Another way to either replace or augment your site’s header navigation is to employ the use of a sidebar navigation. You can see examples of these on large e-commerce sites that have a plenitude of categories or departments and sub-categories or sub-departments. A couple of good examples of sidebar navigation can be found on eBay and Amazon.
Breadcrumbs are a great example of usability and link building working hand in and. Breadcrumb navigation not only allows visitors to back track to higher-level category pages, but since it is linking to each level’s URL, it allows for more internal links too. An example of breadcrumb navigation can be found at Home Depot’s website under the “Show by Department” menu.
Other Navigational Elements to Consider
Hierarchical URL Structure
Another way to help improve your visitor’s ability to navigate to other pages within your site is to create a URL structure that allows visitors to visit higher-level directories by removing parts of the URL. An example would be if you had a product page URL of http://www.ecommerce.com/category/brand/product-name/, but you couldn’t access the brand or category pages by going to http://www.ecommerce.com/category/brand/ or http://www.ecommerce.com/category/ respectively, this could cause annoyance for some visitors (albeit probably few since this isn’t a very common practice especially if breadcrumbs and other navigational elements are in place). Having a URL structure that is also hierarchical not only helps in the case of “URL subtraction,” but it can also provide opportunity to include keywords within the URLs (though according to a study from Search Metrics, this isn’t as much of a ranking factor as it used to be).

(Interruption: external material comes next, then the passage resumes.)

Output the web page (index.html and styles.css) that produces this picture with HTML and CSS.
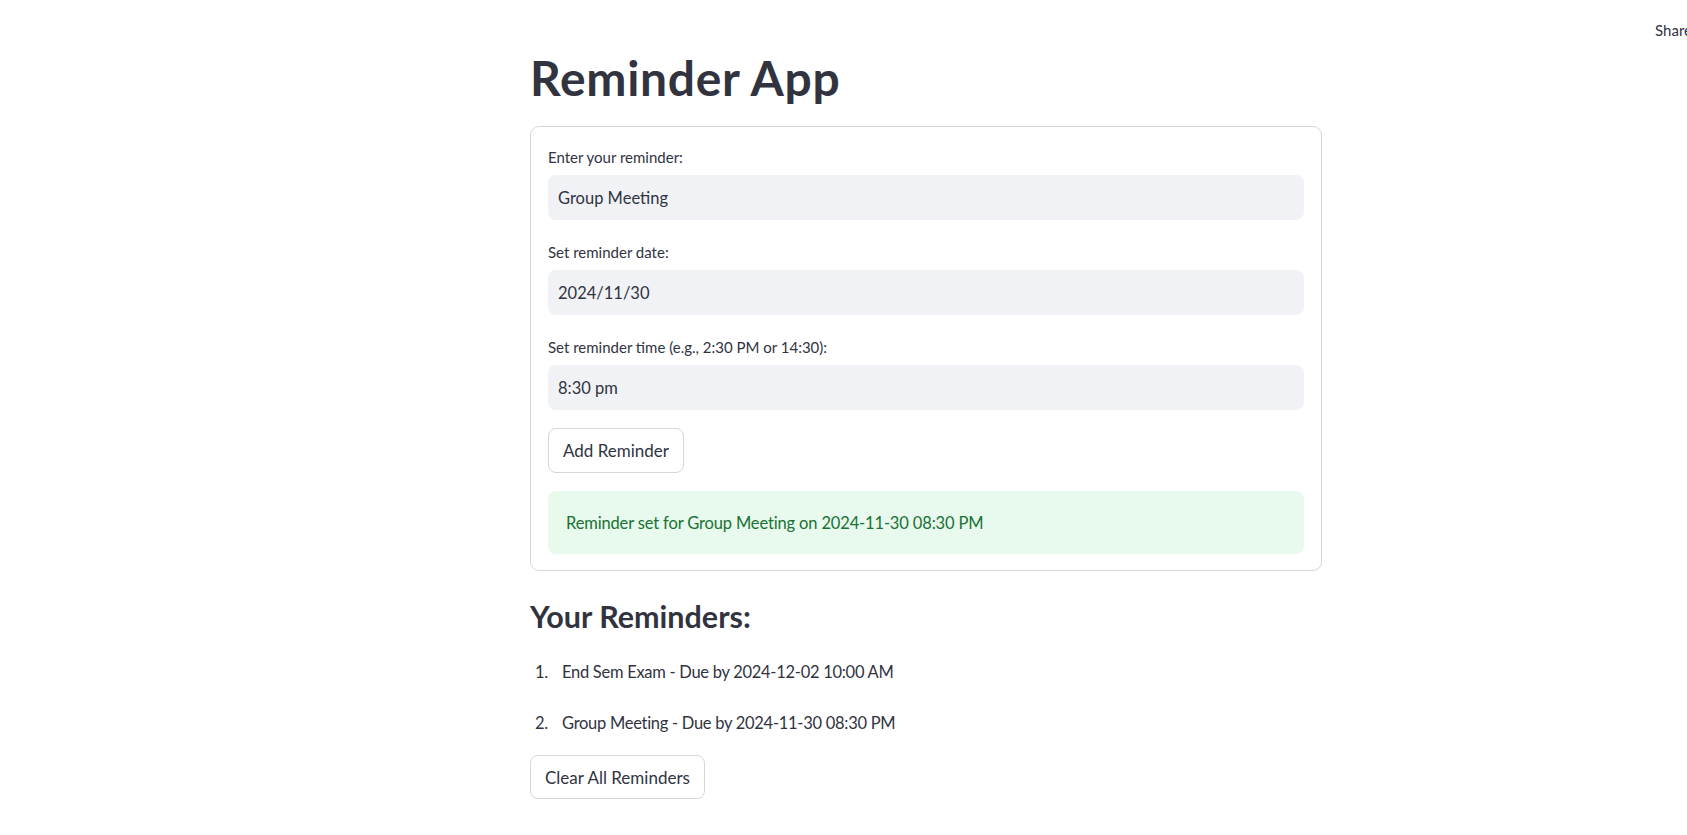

When it comes to sitemaps, the two most prominent are often found in either HTML or XML format. The latter is more commonly associated with SEO as it is formatted for search engines to crawl more easily. However, if you feel compelled to provide an HTML sitemap as well, this can be done in conjunction with the XML sitemap. An HTML sitemap does create some additional internal linking opportunities but this shouldn’t make up the whole of your link building efforts. An example of an HTML sitemap can be found at Rotten Tomatoes.
No One-Size-Fits-All Navigation Structure
Although Amazon’s navigation makes the most sense for Amazon, that doesn’t necessarily mean you have to copy their format. Nielsen Norman Group points out how some of Amazon’s elements aren’t the most ideal for all e-commerce websites. E-commerce sites may benefit from mega menus but that doesn’t necessarily mean that you have to implement them. Another important thing to consider with regard to navigation is your mobile users. Extensive mega menus are probably not going to be helpful to mobile visitors that have limited screen sizes so you might need to consider developing a design/structure that works for both mobile and desktop browsers or use responsive design to adjust according to the device. Having a mobile-friendly version of your site allows you to provide a custom experience for mobile users who would otherwise have a harder time navigating through the standard desktop layout.